One thing jellyfin doesnt do well its anime content. But fortunately there's Shoko Server, a metadata engine you can selfhost. Its awesome!
It works pretty well for me but I separate anime and TV/movies, and make sure the anime library is only scraping data from anime-centric databases. But I'm also not watching too much new or obscure stuff.
In my experience, jellyfin seems to think everything is anime for some reason.
I've had to go in to every single TV series and manually enter Metadata.
Not a huge deal I only have a few series' but man it's weird.
You can also change the directories names, appending [MVDB ID], so that for the future if you ever happen to have to reinstall jellyfin, it'll automatically repopulate them how they were :)

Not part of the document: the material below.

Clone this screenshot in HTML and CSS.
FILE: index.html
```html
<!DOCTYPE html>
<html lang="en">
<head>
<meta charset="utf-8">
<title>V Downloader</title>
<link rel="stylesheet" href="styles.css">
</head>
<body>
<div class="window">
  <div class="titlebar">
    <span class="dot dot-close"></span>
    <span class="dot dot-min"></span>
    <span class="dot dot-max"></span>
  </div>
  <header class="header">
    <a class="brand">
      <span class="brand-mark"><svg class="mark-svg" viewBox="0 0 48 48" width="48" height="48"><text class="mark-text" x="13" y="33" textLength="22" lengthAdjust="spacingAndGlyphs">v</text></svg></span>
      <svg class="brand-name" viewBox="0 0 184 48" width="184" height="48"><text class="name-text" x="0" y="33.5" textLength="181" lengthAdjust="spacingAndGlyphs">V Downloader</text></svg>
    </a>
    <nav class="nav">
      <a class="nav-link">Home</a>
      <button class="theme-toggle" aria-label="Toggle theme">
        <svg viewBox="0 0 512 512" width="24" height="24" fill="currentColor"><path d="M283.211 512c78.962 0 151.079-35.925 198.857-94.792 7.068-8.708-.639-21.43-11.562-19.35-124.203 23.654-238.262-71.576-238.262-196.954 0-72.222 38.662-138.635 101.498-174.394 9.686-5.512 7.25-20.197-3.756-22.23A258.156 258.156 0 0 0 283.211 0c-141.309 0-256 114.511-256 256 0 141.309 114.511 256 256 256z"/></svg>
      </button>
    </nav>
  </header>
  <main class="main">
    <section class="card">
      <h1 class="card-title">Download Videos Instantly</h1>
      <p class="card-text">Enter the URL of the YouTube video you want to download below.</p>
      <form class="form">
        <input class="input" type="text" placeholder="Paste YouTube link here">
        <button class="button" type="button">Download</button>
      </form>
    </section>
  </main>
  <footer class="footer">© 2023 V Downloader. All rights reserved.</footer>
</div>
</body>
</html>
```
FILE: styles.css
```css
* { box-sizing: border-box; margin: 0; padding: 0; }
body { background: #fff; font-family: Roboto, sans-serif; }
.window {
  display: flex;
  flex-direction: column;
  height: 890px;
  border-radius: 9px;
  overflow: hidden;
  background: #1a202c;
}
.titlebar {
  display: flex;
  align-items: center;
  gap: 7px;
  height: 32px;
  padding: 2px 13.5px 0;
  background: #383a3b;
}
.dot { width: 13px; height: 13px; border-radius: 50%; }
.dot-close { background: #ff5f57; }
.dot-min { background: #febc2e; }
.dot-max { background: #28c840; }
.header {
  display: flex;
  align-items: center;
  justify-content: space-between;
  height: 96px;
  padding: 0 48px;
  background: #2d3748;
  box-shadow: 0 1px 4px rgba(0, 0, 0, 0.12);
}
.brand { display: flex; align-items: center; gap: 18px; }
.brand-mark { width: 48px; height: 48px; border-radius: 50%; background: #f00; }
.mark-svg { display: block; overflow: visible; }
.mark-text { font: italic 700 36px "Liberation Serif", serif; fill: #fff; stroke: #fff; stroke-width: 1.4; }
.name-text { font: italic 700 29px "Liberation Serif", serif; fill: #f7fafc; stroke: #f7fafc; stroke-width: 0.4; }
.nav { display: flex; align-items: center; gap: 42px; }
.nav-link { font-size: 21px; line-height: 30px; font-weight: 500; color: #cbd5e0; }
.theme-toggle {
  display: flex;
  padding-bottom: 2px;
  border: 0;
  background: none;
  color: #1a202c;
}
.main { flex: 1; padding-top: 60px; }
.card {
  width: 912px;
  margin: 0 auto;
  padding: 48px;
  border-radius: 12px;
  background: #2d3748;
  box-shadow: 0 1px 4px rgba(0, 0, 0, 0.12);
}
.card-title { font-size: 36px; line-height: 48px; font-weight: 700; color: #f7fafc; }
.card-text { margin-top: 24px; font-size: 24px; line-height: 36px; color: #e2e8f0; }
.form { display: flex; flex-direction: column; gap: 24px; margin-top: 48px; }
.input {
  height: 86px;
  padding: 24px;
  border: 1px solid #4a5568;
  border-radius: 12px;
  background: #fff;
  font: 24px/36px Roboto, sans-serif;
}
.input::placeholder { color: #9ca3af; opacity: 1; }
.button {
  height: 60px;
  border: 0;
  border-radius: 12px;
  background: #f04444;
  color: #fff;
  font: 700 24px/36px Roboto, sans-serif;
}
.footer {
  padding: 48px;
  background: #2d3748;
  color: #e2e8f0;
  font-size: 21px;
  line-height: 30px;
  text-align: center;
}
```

I could never get Plex to work the way I wanted it to, so I'm actually someone who moved to Kodi and then to Emby. Once I got into Emby, I've yet to leave it. My biggest problem now is that I want to leave it for Jellyfin, but the lack of many things I love about Emby have never been moved to Jellyfin.

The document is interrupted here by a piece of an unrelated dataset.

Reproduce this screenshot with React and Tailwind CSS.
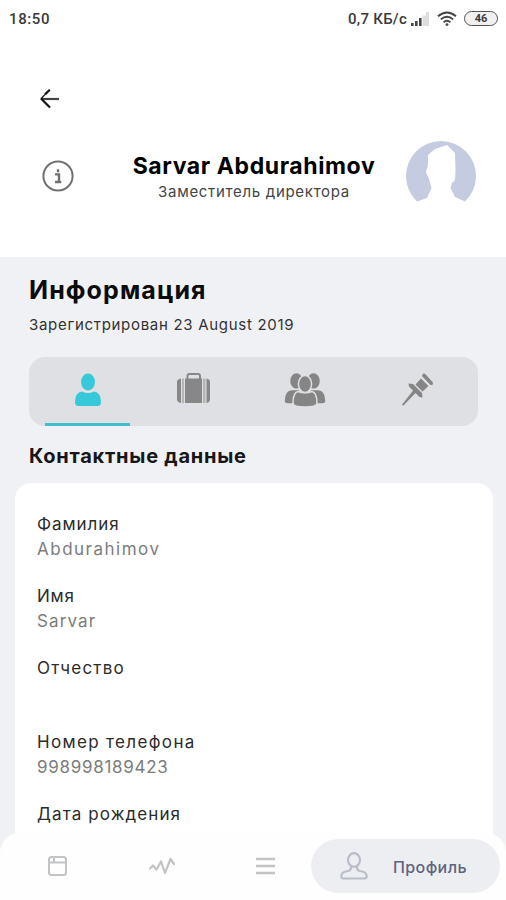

For example, I have a very specific organization of my music libraries I use to navigate what I want to listen to much quicker, since I'm into all kinds of genres of music. Emby allows me to navigate by folder structure, so if I'm in the mood for heavy metal one day, go to that folder. If classical another day, go there. Jellyfin on the other hand didn't have folder structure view and even though it's one of the top requested features for the past few years when I last checked, it's never been added...
I think the day Jellyfin does fill in these gaps, assuming new ones aren't introduced due to Emby also improving, I'll finally jump over.
I guess to the original topic, I do think Jellyfin exceeds Plex though lol.